W-band phase shifter in 28-nm CMOS

Abstract

In this article, a compact W-band differential I---Q phase shifter is designed and implemented using 28-nm CMOS technology. The phase shifter is capable of achieving phase shifts ranging from 45° to 315° with a resolution of 90°. The design employs transmission-line baluns for creating a differential signal, Gilbert-cell-type active switches for generating 0° and 180° phase shifts and a 90° differential hybrid for obtaining differential I---Q signals. The hybrid is developed using capacitive-loaded slow-wave differential lines, thereby making it 75 % smaller than a conventional 90° hybrid.
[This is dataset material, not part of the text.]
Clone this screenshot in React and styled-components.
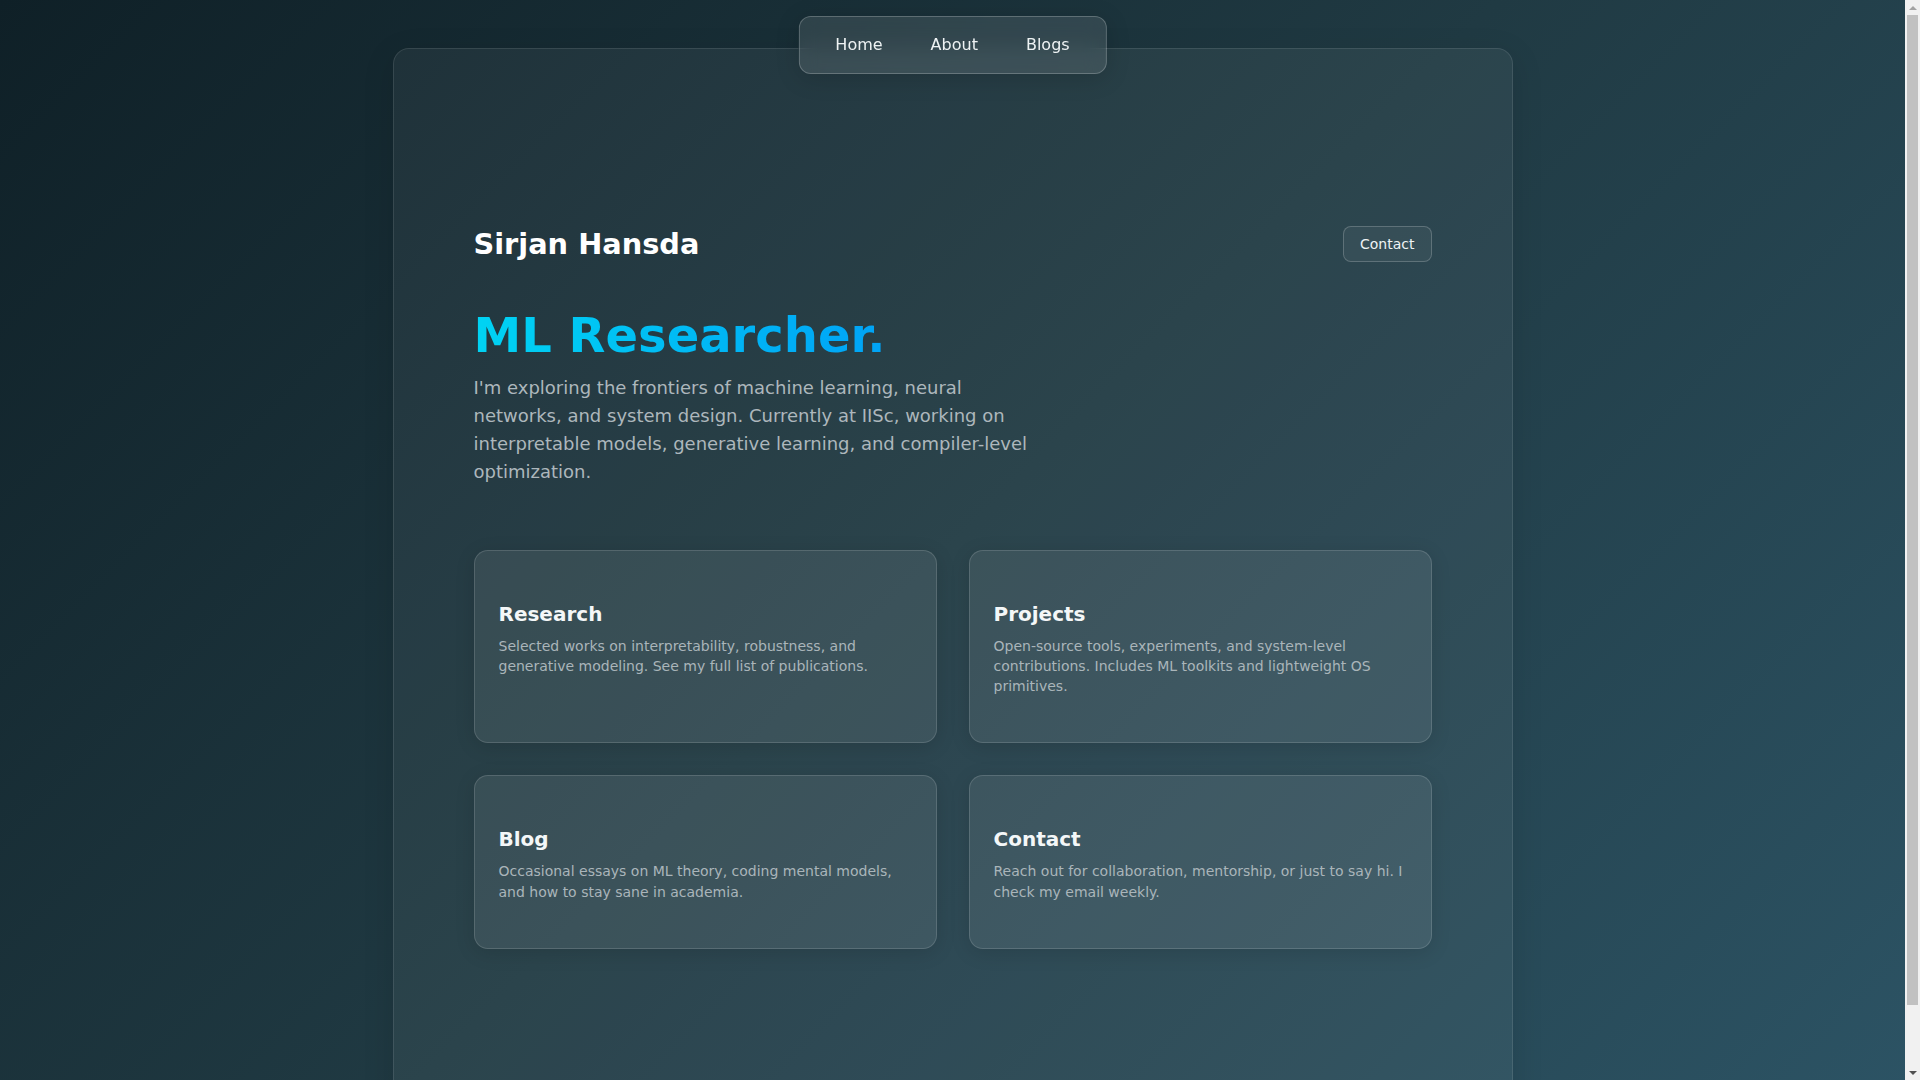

Furthermore, the modelling of a slow-wave differential line for odd-mode and even-mode propagation is explained. The phase shifter exhibits 12 dB of insertion loss, and the root-mean-square (RMS) gain and phase error are 0.55 dB and 16.6°, respectively, at 100 GHz. The total power consumption is 39 mW when using a 1-V supply. The chip size of the implemented design is 0.48 mm2 including the probing pads. The phase shifter design is further modified by replacing the baluns with single-stage differential buffer amplifiers to mitigate the signal loss. This modified version of the design shows +1 dB insertion gain with a total power consumption of 122.9 mW from a 1-V supply and realized at 0.565 mm2. A 13-dB gain improvement is obtained from the modified version and the measured RMS gain and phase error are 1.5 dB and 13°, respectively, at 100 GHz. After redesigning the layout, a minimum RMS phase error of 1.7° is expected in the simulations.